In Andrew Reimann's The Lost Kings, Dis is a major city of the novel, which has taken on a modern look of black skyscrapers while retaining cobblestone walkways and candle-lit streetlights. This is the city where the murderers of the mortal world are condemned, regardless whether the nature of the murder was violent or accidental. Dis had been run by kings for centuries until a new government concentrating on the establishment of an infallible law overran the monarchies. The order of the city is dependent on the citizens’ feelings of security, which are destroyed when a terrorist discovers a way to submit souls to a state of eternal sleep.
In the song Dialogue Symphonie by Moi dix Mois Dis is quoted in the line "I'm Dis from darkness, of your destiny. I see pieces of blood flow".
Dis is a fictional planet where most of the action of Harry Harrison's novel Planet of the Damned takes place. The novel was first published as Sense of Obligation and it's the first in the Brion Brandd Series. Like the legendary city of Dis, the planet Dis is an extremely hot place.
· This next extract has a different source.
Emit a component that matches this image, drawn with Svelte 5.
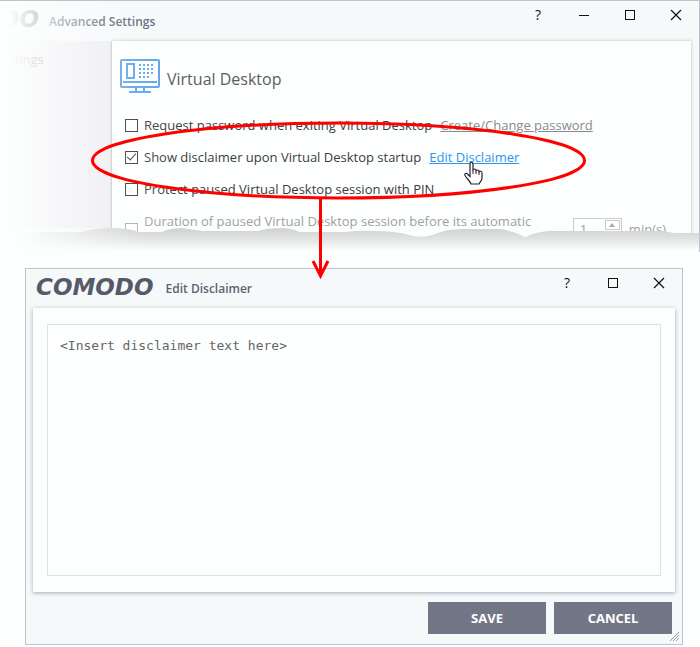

In the computer action game Doom in which the player fights demons in hell with futuristic weapons, the last level is called Dis. The creators of Doom (John Carmack, Adrian Carmack, John Romero) were loosely inspired by Dante's Inferno and the Bible. Levels such as "Gate To Limbo" and the "House of Pain" were names taken from the poem. Other levels such as "They Will Repent" were taken from the Bible. The third chapter in Doom is called "Inferno."